The parts are going to take a while to arrive, so in the meantime I’m refining my design again. I went from a XY-Z configuration to Y-XZ. This frees up space in both the x and z axes and should make it easier to put additional reinforcement as well as a future 4th axis.

The y-axis table also extends out of the frame, which will make it easier to load/unload the machine.

Reinforcing the X-axis

For the x-axis, a force on the spindle (red arrow)

Results in a moment about the z-axis (blue arrows)

Which depends on the polar moment of area on the XY-plane (green shaded)

Reinforcing the Y-axis

A force on the y-axis (red arrow)

Results in a moment (blue arrow)

Which depends on the polar moment of area in the YZ-plane (green shaded)

Front Column

Both x- and y-axis benefit from adding a second column in the front.

It more than triples the polar moment of area, if some assumptions are met (joints, rails & ballscrews are significantly stronger than the extrusion etc).

FEA Simulation

I started using the “trend tracker” feature in solidworks. It’s convenient and a real time saver.

Adding the front column led to the most significant improvement, from 150 μm to 65 μm.

Adding the 5mm triangle/L-shaped plates dropped it further to 20 μm. The difference between aluminum (6061) and stainless steel (304) was negligible.

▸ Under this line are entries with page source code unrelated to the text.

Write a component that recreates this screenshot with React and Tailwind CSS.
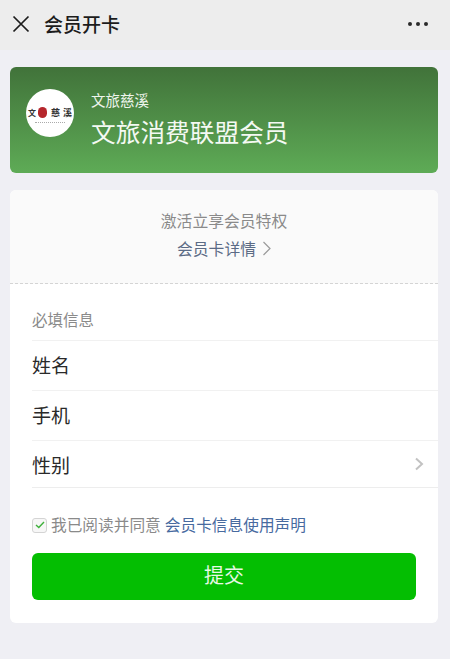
import React from "react";

const font = { fontFamily: '"Noto Sans CJK SC", "Liberation Sans", sans-serif' };

function Row({ label, chevron, short }) {
  return (
    <div className={short ? "ml-[22px] flex h-[47px] items-center justify-between border-t border-[#f1f1f1] pr-[14px]" : "ml-[22px] flex h-[50px] items-center justify-between border-t border-[#f1f1f1] pb-[3px] pr-[14px]"}>
      <span className="text-[19px] leading-none text-[#2a2a2a]">{label}</span>
      {chevron && (
        <svg width="10" height="14" viewBox="0 0 10 14" fill="none">
          <path d="M2 1.5 L8 7 L2 12.5" stroke="#c2c2c2" strokeWidth="2" />
        </svg>
      )}
    </div>
  );
}

export default function App() {
  return (
    <div className="flex h-[659px] w-[450px] flex-col overflow-hidden bg-[#efeff4]" style={font}>
      <header className="flex h-[50px] shrink-0 items-center justify-between bg-[#ededed] pb-[3px] pl-[12px] pr-[22px]">
        <div className="flex items-center gap-[14px]">
          <svg width="18" height="18" viewBox="0 0 18 18" fill="none">
            <path d="M1.5 1.5 L16.5 16.5 M16.5 1.5 L1.5 16.5" stroke="#1c1c1c" strokeWidth="1.7" />
          </svg>
          <span className="text-[19px] font-medium leading-none text-[#1c1c1c]">会员开卡</span>
        </div>
        <div className="flex gap-[4px]">
          <i className="block h-[4px] w-[4px] rounded-full bg-[#2a2a2a]" />
          <i className="block h-[4px] w-[4px] rounded-full bg-[#2a2a2a]" />
          <i className="block h-[4px] w-[4px] rounded-full bg-[#2a2a2a]" />
        </div>
      </header>

      <section className="mx-[10px] mt-[17px] flex h-[106px] w-[428px] shrink-0 items-start rounded-[6px] bg-gradient-to-b from-[#41733a] to-[#5eab56] pl-[16px] pt-[22px]">
        <div className="flex h-[48px] w-[48px] shrink-0 flex-col items-center justify-center rounded-full bg-white pt-[4px]">
          <div className="flex items-center text-[8px] font-bold leading-none text-[#333]">
            <span>文</span>
            <span className="ml-[2px] block h-[11px] w-[9px] rounded-full bg-[#b5262c]" />
            <span className="ml-[4px] text-[9px]">慈</span>
            <span className="ml-[3px] text-[9px]">溪</span>
          </div>
          <div className="mt-[4px] h-[1px] w-[30px] border-t border-dotted border-[#aaa]" />
        </div>
        <div className="ml-[17px] mt-[4px] flex flex-col">
          <span className="text-[14.5px] leading-none text-[#eef5ec]">文旅慈溪</span>
          <span className="mt-[11px] text-[24.7px] leading-none text-[#f4f9f3]">文旅消费联盟会员</span>
        </div>
      </section>

      <section className="mx-[10px] mt-[17px] flex w-[428px] shrink-0 flex-col overflow-hidden rounded-[6px] bg-white">
        <div className="flex h-[94px] flex-col items-center border-b border-dashed border-[#d4d4d4] bg-[#fafafa] pt-[23px]">
          <span className="text-[15.8px] leading-none text-[#8a8a8a]">激活立享会员特权</span>
          <div className="mt-[12px] flex items-center gap-[6px] pl-[1px]">
            <span className="text-[15.8px] leading-none text-[#5b6b85]">会员卡详情</span>
            <svg width="10" height="15" viewBox="0 0 10 15" fill="none">
              <path d="M1.5 1 L8 7.5 L1.5 14" stroke="#9a9a9a" strokeWidth="1.2" />
            </svg>
          </div>
        </div>

        <div className="flex h-[56px] items-center pl-[22px] pt-[16px] text-[15.5px] leading-none text-[#8a8a8a]">必填信息</div>

        <Row label="姓名" />
        <Row label="手机" />
        <Row label="性别" chevron short />
        <div className="ml-[22px] border-t border-[#ededed]" />

        <div className="flex items-center pl-[22px] pt-[27px]">
          <span className="flex h-[15px] w-[15px] items-center justify-center rounded-[3px] border border-[#d4d4d4] bg-[#f7f7f7]">
            <svg width="10" height="8" viewBox="0 0 10 8" fill="none">
              <path d="M1 4 L3.8 6.6 L9 1" stroke="#3fb13c" strokeWidth="1.4" />
            </svg>
          </span>
          <span className="ml-[4px] text-[15.7px] leading-[20px] text-[#8a8a8a]">我已阅读并同意</span>
          <span className="ml-[4px] text-[15.7px] leading-[20px] text-[#476a9f]">会员卡信息使用声明</span>
        </div>

        <button className="mb-[23px] ml-[22px] mt-[18px] flex h-[47px] w-[384px] items-center justify-center rounded-[6px] bg-[#04be02] pb-[3px] text-[20px] leading-none text-[#e8f8e6]">
          提交
        </button>
      </section>
    </div>
  );
}
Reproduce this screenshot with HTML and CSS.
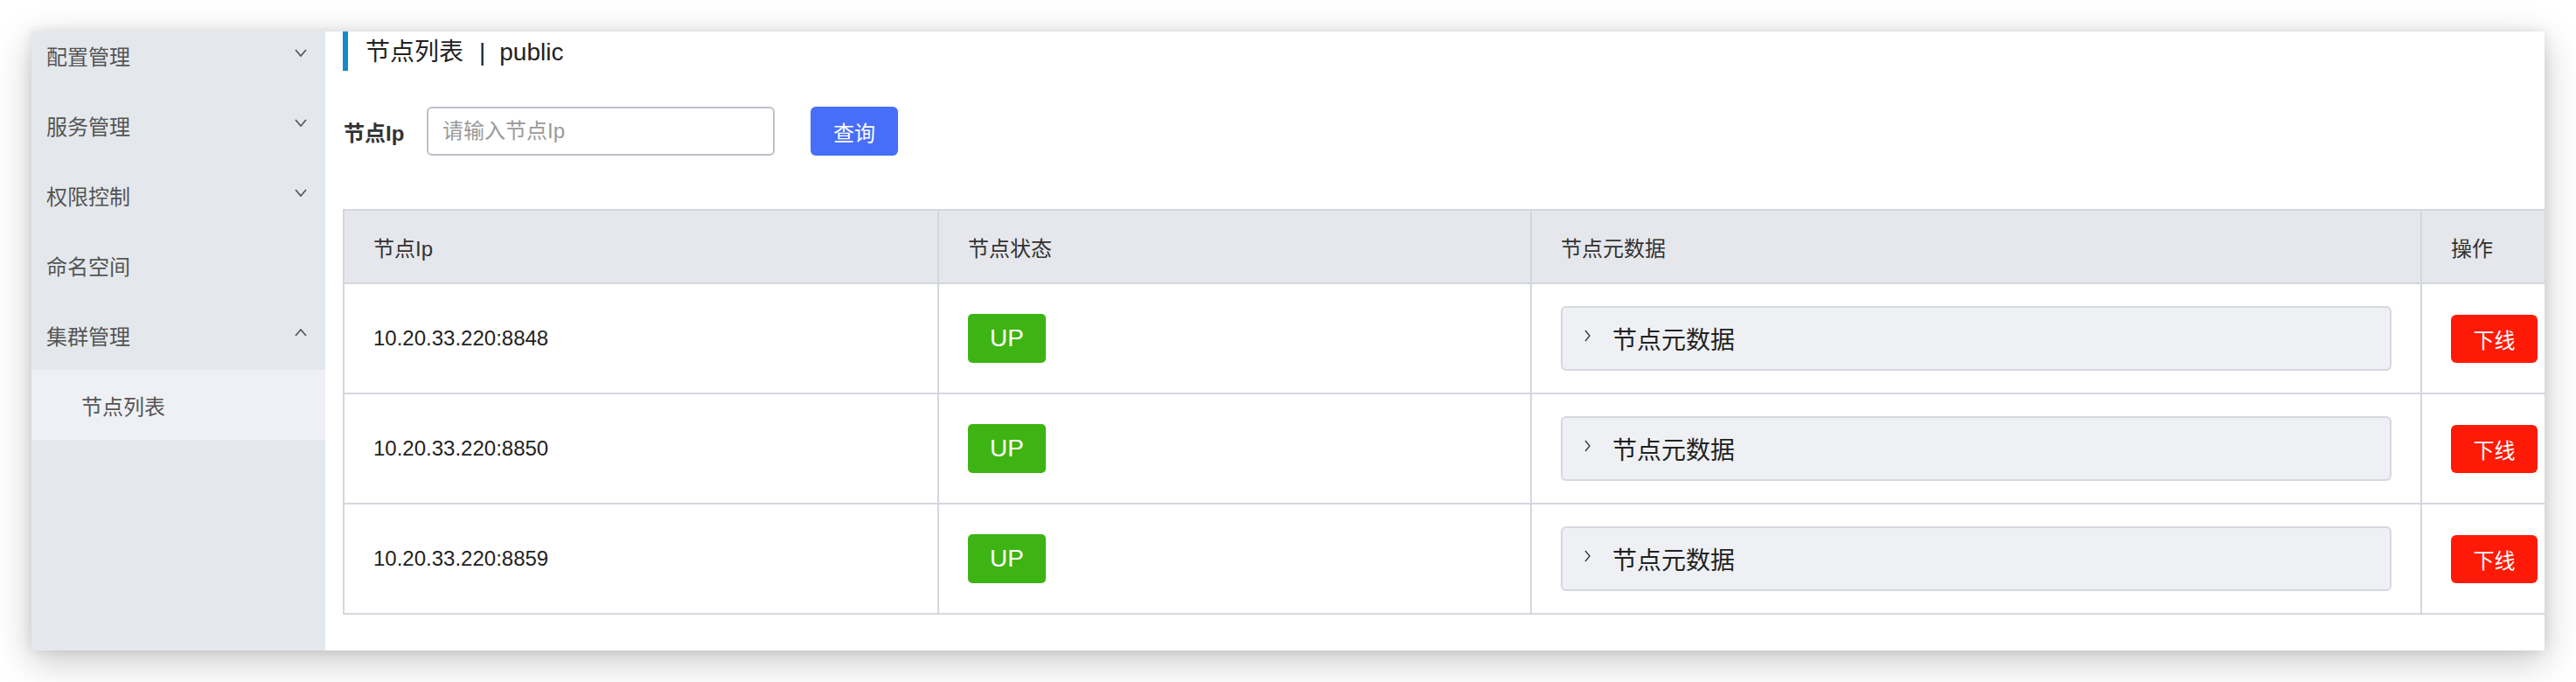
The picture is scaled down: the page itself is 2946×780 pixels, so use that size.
FILE: index.html
```html
<!DOCTYPE html>
<html lang="zh-CN">
<head>
<meta charset="utf-8">
<title>节点列表</title>
<link rel="stylesheet" href="styles.css">
</head>
<body>
<div class="window">
  <aside class="sidebar">
    <ul class="menu">
      <li class="menu-item"><span>配置管理</span><svg class="chev" viewBox="0 0 14 9"><polyline points="1,1 7,8 13,1"/></svg></li>
      <li class="menu-item"><span>服务管理</span><svg class="chev" viewBox="0 0 14 9"><polyline points="1,1 7,8 13,1"/></svg></li>
      <li class="menu-item"><span>权限控制</span><svg class="chev" viewBox="0 0 14 9"><polyline points="1,1 7,8 13,1"/></svg></li>
      <li class="menu-item"><span>命名空间</span></li>
      <li class="menu-item"><span>集群管理</span><svg class="chev" viewBox="0 0 14 9"><polyline points="1,8 7,1 13,8"/></svg></li>
      <li class="sub-item"><span>节点列表</span></li>
    </ul>
  </aside>
  <main class="main">
    <h1 class="title">节点列表<span class="sep">|</span>public</h1>
    <div class="filter">
      <label class="filter-label">节点Ip</label>
      <input class="filter-input" type="text" placeholder="请输入节点Ip">
      <button class="btn-query">查询</button>
    </div>
    <table class="grid">
      <colgroup>
        <col class="c1"><col class="c2"><col class="c3"><col class="c4">
      </colgroup>
      <thead>
        <tr><th>节点Ip</th><th>节点状态</th><th>节点元数据</th><th>操作</th></tr>
      </thead>
      <tbody>
        <tr>
          <td>10.20.33.220:8848</td>
          <td><span class="badge-up">UP</span></td>
          <td><div class="meta"><svg class="meta-chev" viewBox="0 0 7 14"><polyline points="1,1 6,7 1,13"/></svg><span>节点元数据</span></div></td>
          <td><button class="btn-off">下线</button></td>
        </tr>
        <tr>
          <td>10.20.33.220:8850</td>
          <td><span class="badge-up">UP</span></td>
          <td><div class="meta"><svg class="meta-chev" viewBox="0 0 7 14"><polyline points="1,1 6,7 1,13"/></svg><span>节点元数据</span></div></td>
          <td><button class="btn-off">下线</button></td>
        </tr>
        <tr>
          <td>10.20.33.220:8859</td>
          <td><span class="badge-up">UP</span></td>
          <td><div class="meta"><svg class="meta-chev" viewBox="0 0 7 14"><polyline points="1,1 6,7 1,13"/></svg><span>节点元数据</span></div></td>
          <td><button class="btn-off">下线</button></td>
        </tr>
      </tbody>
    </table>
  </main>
</div>
</body>
</html>
```

FILE: styles.css
```css
* { box-sizing: border-box; }
html, body { margin: 0; padding: 0; background: #ffffff; }
body {
  padding: 36px;
  font-family: "Liberation Sans", "Noto Sans CJK SC", sans-serif;
  color: #333;
}
.window {
  width: 2874px;
  height: 708px;
  display: flex;
  overflow: hidden;
  background: #fff;
  box-shadow: 0 12px 40px rgba(0,0,0,0.22), 0 0 12px rgba(0,0,0,0.10);
}
.sidebar {
  width: 336px;
  flex: none;
  background: #e4e8ec;
  overflow: hidden;
}
.menu {
  list-style: none;
  margin: -13px 0 0 0;
  padding: 0;
}
.menu-item {
  height: 80px;
  display: flex;
  align-items: center;
  justify-content: space-between;
  padding: 0 21px 0 17px;
  font-size: 24px;
  color: #555;
}
.chev {
  width: 14px;
  height: 9px;
  margin-top: -5px;
  fill: none;
  stroke: #5a5a5a;
  stroke-width: 1.8;
}
.sub-item {
  height: 80px;
  display: flex;
  align-items: center;
  padding-left: 57px;
  background: #eff0f5;
  font-size: 24px;
  color: #555;
}
.main {
  flex: 1;
  min-width: 0;
  padding-left: 20px;
  overflow: hidden;
}
.title {
  margin: 0;
  height: 45px;
  line-height: 45px;
  padding-left: 20px;
  padding-top: 1px;
  border-left: 6px solid #168acc;
  font-size: 28px;
  font-weight: normal;
  color: #222;
}
.sep { margin: 0 16px 0 18px; }
.filter {
  display: flex;
  align-items: center;
  margin-top: 41px;
  height: 56px;
}
.filter-label {
  font-size: 24px;
  font-weight: bold;
  color: #333;
  width: 95px;
  margin-left: 1px;
}
.filter-input {
  width: 398px;
  height: 56px;
  border: 2px solid #bcc0c8;
  border-radius: 6px;
  padding: 0 16px;
  font-family: inherit;
  font-size: 24px;
  color: #333;
  outline: none;
}
.filter-input::placeholder { color: #9a9a9a; }
.btn-query {
  margin-left: 41px;
  width: 100px;
  height: 56px;
  border: none;
  border-radius: 6px;
  background: #476ef9;
  color: #fff;
  font-family: inherit;
  font-size: 24px;
}
.grid {
  margin-top: 61px;
  border-collapse: collapse;
  table-layout: fixed;
  width: 2640px;
}
.c1 { width: 680px; }
.c2 { width: 678px; }
.c3 { width: 1018px; }
.c4 { width: 264px; }
.grid th, .grid td {
  border: 2px solid #d4d7de;
  text-align: left;
  padding: 0 0 0 33px;
  vertical-align: middle;
}
.grid th {
  height: 84px;
  background: #e5e7ec;
  font-size: 24px;
  font-weight: normal;
  color: #333;
}
.grid td {
  height: 126px;
  font-size: 24px;
  color: #222;
}
.badge-up {
  display: inline-flex;
  align-items: center;
  justify-content: center;
  width: 89px;
  height: 56px;
  border-radius: 5px;
  background: #3db413;
  color: #fff;
  font-size: 28px;
}
.meta {
  width: 950px;
  height: 74px;
  background: #eef0f4;
  border: 2px solid #d5d8de;
  border-radius: 6px;
  display: flex;
  align-items: center;
  padding-left: 25px;
  font-size: 28px;
  color: #222;
}
.meta-chev {
  width: 7px;
  height: 14px;
  margin-right: 25px;
  margin-top: -6px;
  fill: none;
  stroke: #333;
  stroke-width: 1.3;
}
.btn-off {
  width: 99px;
  height: 55px;
  border: none;
  border-radius: 6px;
  background: #fe1a07;
  color: #fff;
  font-family: inherit;
  font-size: 24px;
  margin-left: 0;
}
```
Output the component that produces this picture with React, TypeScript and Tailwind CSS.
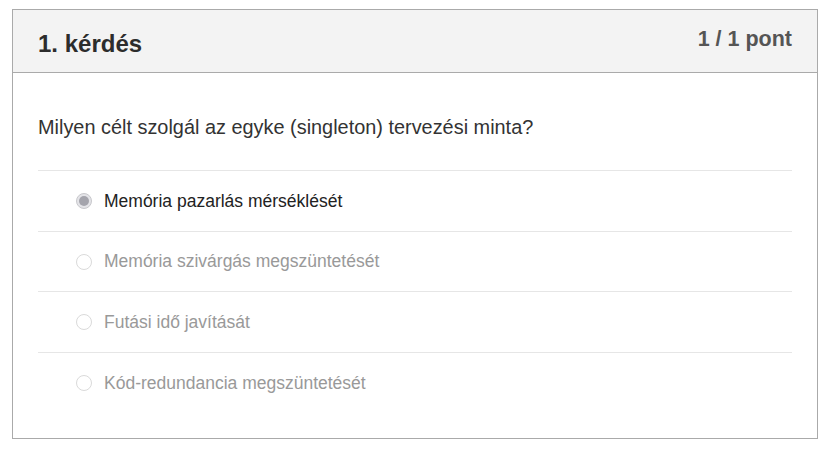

For the second study I changed the fixtures because the model was becoming numerically unstable. The table is still fixed and the force is still a remote load acting on the spindle mount but I added an elastic support on the base to simulate the effects of gravity/the ground. Changing the fixture immediately dropped deflection from 20 μm to 8 μm. It makes sense that the weight of the machine will help anchor it to the ground.

Adding a second horizontal beam between front and back columns halved the deflection, to 4 μm.